## Task details
Collect every line below that contains the word "components".
* start *
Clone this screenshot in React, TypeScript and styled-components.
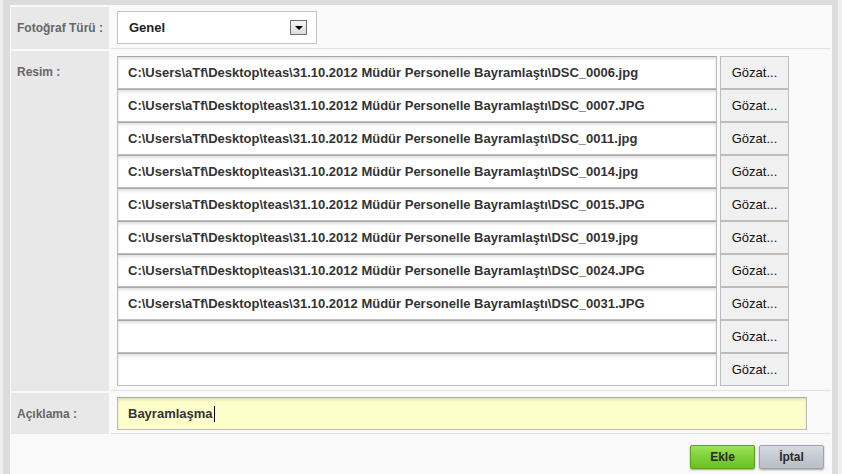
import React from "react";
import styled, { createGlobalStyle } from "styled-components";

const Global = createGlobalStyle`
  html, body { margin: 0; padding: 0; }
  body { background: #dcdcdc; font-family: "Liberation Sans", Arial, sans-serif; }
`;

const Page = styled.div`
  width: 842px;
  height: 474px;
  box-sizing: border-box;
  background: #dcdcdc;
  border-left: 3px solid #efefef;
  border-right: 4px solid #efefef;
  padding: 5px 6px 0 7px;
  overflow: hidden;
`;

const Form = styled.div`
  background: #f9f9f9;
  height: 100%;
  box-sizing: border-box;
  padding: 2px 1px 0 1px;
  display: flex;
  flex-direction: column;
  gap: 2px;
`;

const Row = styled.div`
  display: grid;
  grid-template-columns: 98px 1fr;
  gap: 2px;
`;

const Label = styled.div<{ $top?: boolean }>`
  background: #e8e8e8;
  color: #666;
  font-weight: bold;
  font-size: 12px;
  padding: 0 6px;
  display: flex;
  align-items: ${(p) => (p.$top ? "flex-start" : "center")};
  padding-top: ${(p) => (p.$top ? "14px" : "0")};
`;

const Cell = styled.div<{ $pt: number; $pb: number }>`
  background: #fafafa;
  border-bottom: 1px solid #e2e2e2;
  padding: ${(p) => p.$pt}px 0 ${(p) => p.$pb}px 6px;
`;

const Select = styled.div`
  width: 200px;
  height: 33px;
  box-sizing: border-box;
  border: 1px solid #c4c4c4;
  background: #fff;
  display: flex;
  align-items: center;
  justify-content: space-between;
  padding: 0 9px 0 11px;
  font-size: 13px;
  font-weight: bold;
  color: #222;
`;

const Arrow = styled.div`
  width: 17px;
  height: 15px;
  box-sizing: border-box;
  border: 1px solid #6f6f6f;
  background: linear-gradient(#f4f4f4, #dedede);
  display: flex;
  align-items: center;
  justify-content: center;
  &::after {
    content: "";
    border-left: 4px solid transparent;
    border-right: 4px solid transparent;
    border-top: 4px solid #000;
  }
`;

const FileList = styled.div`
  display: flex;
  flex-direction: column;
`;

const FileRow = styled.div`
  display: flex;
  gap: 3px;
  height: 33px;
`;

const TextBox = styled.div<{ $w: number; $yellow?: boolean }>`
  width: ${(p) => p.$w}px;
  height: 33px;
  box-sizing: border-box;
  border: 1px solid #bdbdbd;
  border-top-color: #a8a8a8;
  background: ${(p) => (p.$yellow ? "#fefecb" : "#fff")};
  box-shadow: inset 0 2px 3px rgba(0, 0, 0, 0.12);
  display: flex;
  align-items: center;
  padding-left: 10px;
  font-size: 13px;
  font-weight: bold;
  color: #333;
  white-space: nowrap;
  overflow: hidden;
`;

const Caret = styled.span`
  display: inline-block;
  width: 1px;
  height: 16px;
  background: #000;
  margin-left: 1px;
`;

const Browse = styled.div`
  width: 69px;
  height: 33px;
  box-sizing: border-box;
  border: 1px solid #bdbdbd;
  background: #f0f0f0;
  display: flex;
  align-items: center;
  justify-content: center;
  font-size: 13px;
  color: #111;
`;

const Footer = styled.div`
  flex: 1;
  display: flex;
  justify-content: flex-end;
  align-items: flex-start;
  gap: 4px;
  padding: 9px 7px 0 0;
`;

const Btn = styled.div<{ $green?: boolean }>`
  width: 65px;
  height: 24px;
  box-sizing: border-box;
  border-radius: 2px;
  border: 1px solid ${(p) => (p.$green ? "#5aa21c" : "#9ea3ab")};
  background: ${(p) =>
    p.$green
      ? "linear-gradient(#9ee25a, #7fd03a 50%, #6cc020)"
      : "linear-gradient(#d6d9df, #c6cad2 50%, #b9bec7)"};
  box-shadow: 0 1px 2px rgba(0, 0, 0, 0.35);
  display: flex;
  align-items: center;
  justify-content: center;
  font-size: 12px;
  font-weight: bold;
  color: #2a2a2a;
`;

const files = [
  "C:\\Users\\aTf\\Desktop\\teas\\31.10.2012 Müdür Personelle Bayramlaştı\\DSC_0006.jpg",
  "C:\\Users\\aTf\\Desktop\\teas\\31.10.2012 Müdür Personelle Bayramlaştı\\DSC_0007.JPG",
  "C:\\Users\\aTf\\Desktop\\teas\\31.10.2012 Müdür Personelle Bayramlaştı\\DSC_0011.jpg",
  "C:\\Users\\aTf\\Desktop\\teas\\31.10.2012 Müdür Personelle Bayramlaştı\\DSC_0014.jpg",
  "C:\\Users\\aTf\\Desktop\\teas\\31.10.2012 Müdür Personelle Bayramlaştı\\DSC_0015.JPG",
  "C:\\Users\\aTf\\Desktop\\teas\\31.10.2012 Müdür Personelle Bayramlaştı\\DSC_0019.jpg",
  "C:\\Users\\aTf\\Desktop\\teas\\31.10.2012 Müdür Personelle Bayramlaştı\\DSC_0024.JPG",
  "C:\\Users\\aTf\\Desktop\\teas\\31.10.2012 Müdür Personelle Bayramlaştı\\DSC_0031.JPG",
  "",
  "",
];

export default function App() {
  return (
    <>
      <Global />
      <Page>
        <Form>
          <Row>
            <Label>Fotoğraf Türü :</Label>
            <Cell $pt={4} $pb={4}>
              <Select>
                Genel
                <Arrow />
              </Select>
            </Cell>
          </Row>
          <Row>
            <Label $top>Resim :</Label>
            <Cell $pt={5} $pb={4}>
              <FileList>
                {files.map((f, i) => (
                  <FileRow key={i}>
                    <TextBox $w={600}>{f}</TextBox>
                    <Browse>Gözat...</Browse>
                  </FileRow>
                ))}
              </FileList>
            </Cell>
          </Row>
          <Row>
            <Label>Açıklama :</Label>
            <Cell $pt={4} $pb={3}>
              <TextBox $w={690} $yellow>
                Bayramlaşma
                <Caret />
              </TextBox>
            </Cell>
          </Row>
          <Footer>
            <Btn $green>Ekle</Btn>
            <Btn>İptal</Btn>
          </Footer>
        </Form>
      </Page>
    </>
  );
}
* end *
## Result of this task
Clone this screenshot in React, TypeScript and styled-components.
import styled, { createGlobalStyle } from "styled-components";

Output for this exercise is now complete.